■ Task description
Tally the lines in the listing below that include "styles". Answer with the count and nothing more.

■ Source excerpt
◇ ◇ ◇ ◇ ◇
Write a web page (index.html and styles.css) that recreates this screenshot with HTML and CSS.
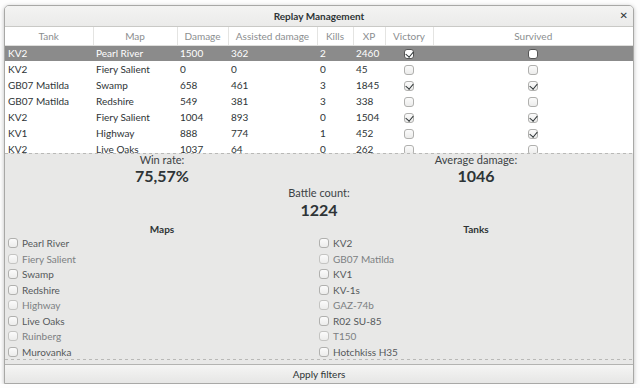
FILE: index.html
```html
<!DOCTYPE html>
<html lang="en">

<head>
    <meta charset="UTF-8">
    <meta name="viewport" content="width=device-width, initial-scale=1.0">
    <title>Replay Management</title>
    <link rel="stylesheet" href="styles.css">
</head>

<body>
    <div class="window">
        <header class="titlebar">
            <span class="title">Replay Management</span>
            <button class="close-button">&#x2715;</button>
        </header>

        <!-- replay list -->
        <div class="replays">
            <table class="replay-table">
                <colgroup>
                    <col style="width: 88px">
                    <col style="width: 84px">
                    <col style="width: 51px">
                    <col style="width: 89px">
                    <col style="width: 36px">
                    <col style="width: 32px">
                    <col style="width: 48px">
                    <col>
                </colgroup>
                <thead>
                    <tr>
                        <th>Tank</th>
                        <th>Map</th>
                        <th>Damage</th>
                        <th>Assisted damage</th>
                        <th>Kills</th>
                        <th>XP</th>
                        <th>Victory</th>
                        <th>Survived</th>
                    </tr>
                </thead>
                <tbody>
                    <tr class="selected">
                        <td>KV2</td><td>Pearl River</td><td>1500</td><td>362</td><td>2</td><td>2460</td>
                        <td class="cell-check"><span class="check checked"></span></td>
                        <td class="cell-check"><span class="check"></span></td>
                    </tr>
                    <tr>
                        <td>KV2</td><td>Fiery Salient</td><td>0</td><td>0</td><td>0</td><td>45</td>
                        <td class="cell-check"><span class="check"></span></td>
                        <td class="cell-check"><span class="check"></span></td>
                    </tr>
                    <tr>
                        <td>GB07 Matilda</td><td>Swamp</td><td>658</td><td>461</td><td>3</td><td>1845</td>
                        <td class="cell-check"><span class="check checked"></span></td>
                        <td class="cell-check"><span class="check checked"></span></td>
                    </tr>
                    <tr>
                        <td>GB07 Matilda</td><td>Redshire</td><td>549</td><td>381</td><td>3</td><td>338</td>
                        <td class="cell-check"><span class="check"></span></td>
                        <td class="cell-check"><span class="check"></span></td>
                    </tr>
                    <tr>
                        <td>KV2</td><td>Fiery Salient</td><td>1004</td><td>893</td><td>0</td><td>1504</td>
                        <td class="cell-check"><span class="check checked"></span></td>
                        <td class="cell-check"><span class="check checked"></span></td>
                    </tr>
                    <tr>
                        <td>KV1</td><td>Highway</td><td>888</td><td>774</td><td>1</td><td>452</td>
                        <td class="cell-check"><span class="check"></span></td>
                        <td class="cell-check"><span class="check checked"></span></td>
                    </tr>
                    <tr>
                        <td>KV2</td><td>Live Oaks</td><td>1037</td><td>64</td><td>0</td><td>262</td>
                        <td class="cell-check"><span class="check"></span></td>
                        <td class="cell-check"><span class="check"></span></td>
                    </tr>
                </tbody>
            </table>
        </div>
        <div class="undershoot"></div>

        <!-- summary -->
        <section class="summary">
            <div class="stat">
                <div class="stat-label">Win rate:</div>
                <div class="stat-value">75,57%</div>
            </div>
            <div class="stat">
                <div class="stat-label">Average damage:</div>
                <div class="stat-value">1046</div>
            </div>
            <div class="stat stat-wide">
                <div class="stat-label">Battle count:</div>
                <div class="stat-value">1224</div>
            </div>
        </section>

        <!-- filters -->
        <section class="filters">
            <div class="filter-group">
                <h2>Maps</h2>
                <label class="option"><span class="check"></span>Pearl River</label>
                <label class="option dim"><span class="check"></span>Fiery Salient</label>
                <label class="option"><span class="check"></span>Swamp</label>
                <label class="option"><span class="check"></span>Redshire</label>
                <label class="option dim"><span class="check"></span>Highway</label>
                <label class="option"><span class="check"></span>Live Oaks</label>
                <label class="option dim"><span class="check"></span>Ruinberg</label>
                <label class="option"><span class="check"></span>Murovanka</label>
            </div>
            <div class="filter-group">
                <h2>Tanks</h2>
                <label class="option"><span class="check"></span>KV2</label>
                <label class="option dim"><span class="check"></span>GB07 Matilda</label>
                <label class="option"><span class="check"></span>KV1</label>
                <label class="option"><span class="check"></span>KV-1s</label>
                <label class="option dim"><span class="check"></span>GAZ-74b</label>
                <label class="option"><span class="check"></span>R02 SU-85</label>
                <label class="option dim"><span class="check"></span>T150</label>
                <label class="option"><span class="check"></span>Hotchkiss H35</label>
            </div>
        </section>
        <div class="undershoot"></div>

        <button class="apply-button">Apply filters</button>
    </div>
</body>

</html>
```

FILE: styles.css
```css
* {
    margin: 0;
    padding: 0;
    box-sizing: border-box;
}

body {
    font-family: Lato, "Noto Sans", sans-serif;
    font-size: 10px;
    background-color: #fdfdfd;
    color: #2e3436;
    padding: 5px 6px 0 4px;
}

.window {
    width: 630px;
    height: 379px;
    background-color: #e8e8e7;
    border: 1px solid #a8a8a6;
    border-radius: 5px 5px 0 0;
    box-shadow: 0 1px 4px rgba(0, 0, 0, 0.25);
    display: flex;
    flex-direction: column;
    overflow: hidden;
}

/* title bar */

.titlebar {
    height: 21px;
    flex-shrink: 0;
    display: flex;
    align-items: center;
    justify-content: center;
    position: relative;
    background: linear-gradient(#f3f3f2, #ebebea);
    border-bottom: 1px solid #c9c9c6;
}

.title {
    font-weight: bold;
    font-size: 10px;
}

.close-button {
    position: absolute;
    right: 5px;
    top: 4px;
    border: none;
    background: none;
    font-family: "DejaVu Sans", sans-serif;
    font-size: 10px;
    font-weight: bold;
    color: #2e3436;
}

/* replay table */

.replays {
    height: 126px;
    flex-shrink: 0;
    background-color: #fff;
    overflow: hidden;
}

.replay-table {
    width: 100%;
    table-layout: fixed;
    border-collapse: collapse;
}

.replay-table th {
    height: 18px;
    font-weight: normal;
    color: #8b8e8f;
    border-bottom: 1px solid #dededc;
    border-left: 1px solid #e4e4e2;
    white-space: nowrap;
}

.replay-table th:first-child {
    border-left: none;
}

.replay-table td {
    height: 16px;
    padding-left: 3px;
    white-space: nowrap;
    overflow: hidden;
}

.replay-table tr.selected td {
    background-color: #8b8b8b;
    color: #fff;
}

.replay-table td.cell-check {
    padding-left: 0;
    text-align: center;
}

.check {
    display: inline-block;
    flex-shrink: 0;
    width: 10px;
    height: 10px;
    border: 1px solid #b0b0ae;
    border-radius: 3px;
    background: linear-gradient(#fbfbfb, #ececeb);
    vertical-align: middle;
    position: relative;
}

.check.checked::after {
    content: "";
    position: absolute;
    left: 2px;
    top: 0px;
    width: 4px;
    height: 6px;
    border-right: 1.5px solid #2e3436;
    border-bottom: 1.5px solid #2e3436;
    transform: rotate(40deg);
}

.selected .check {
    background: #fff;
    border-color: #555;
}

.undershoot {
    height: 1px;
    flex-shrink: 0;
    background: repeating-linear-gradient(to right, #b9b9b7 0 3px, transparent 3px 6px);
}

/* summary */

.summary {
    display: grid;
    grid-template-columns: 1fr 1fr;
    text-align: center;
}

.stat-wide {
    grid-column: 1 / 3;
}

.stat-label {
    font-size: 11px;
    line-height: 12px;
    color: #3c4245;
}

.stat-value {
    font-size: 16px;
    font-weight: bold;
    line-height: 20px;
}

.stat-wide .stat-label {
    line-height: 13px;
}

.stat-wide .stat-value {
    line-height: 22px;
}

/* filters */

.filters {
    flex: 1;
    display: grid;
    grid-template-columns: 1fr 1fr;
    padding-top: 2px;
}

.filter-group h2 {
    font-size: 10px;
    font-weight: bold;
    text-align: center;
    line-height: 12px;
}

.option {
    display: flex;
    align-items: center;
    gap: 4px;
    height: 15px;
    padding-left: 3px;
    font-weight: normal;
    color: #55595b;
}

.option:nth-of-type(odd) {
    height: 16px;
}

.filter-group + .filter-group .option {
    padding-left: 0;
}

.option.dim {
    color: #7c8082;
}

.option.dim .check {
    border-color: #c4c4c2;
}

/* apply button */

.apply-button {
    height: 19px;
    flex-shrink: 0;
    margin-top: 4px;
    border: none;
    border-top: 1px solid #b3b3b1;
    background: linear-gradient(#f5f5f4, #e6e6e5);
    font-family: Lato, "Noto Sans", sans-serif;
    font-size: 10px;
    color: #2e3436;
}
```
◇ ◇ ◇ ◇ ◇
■ Result
3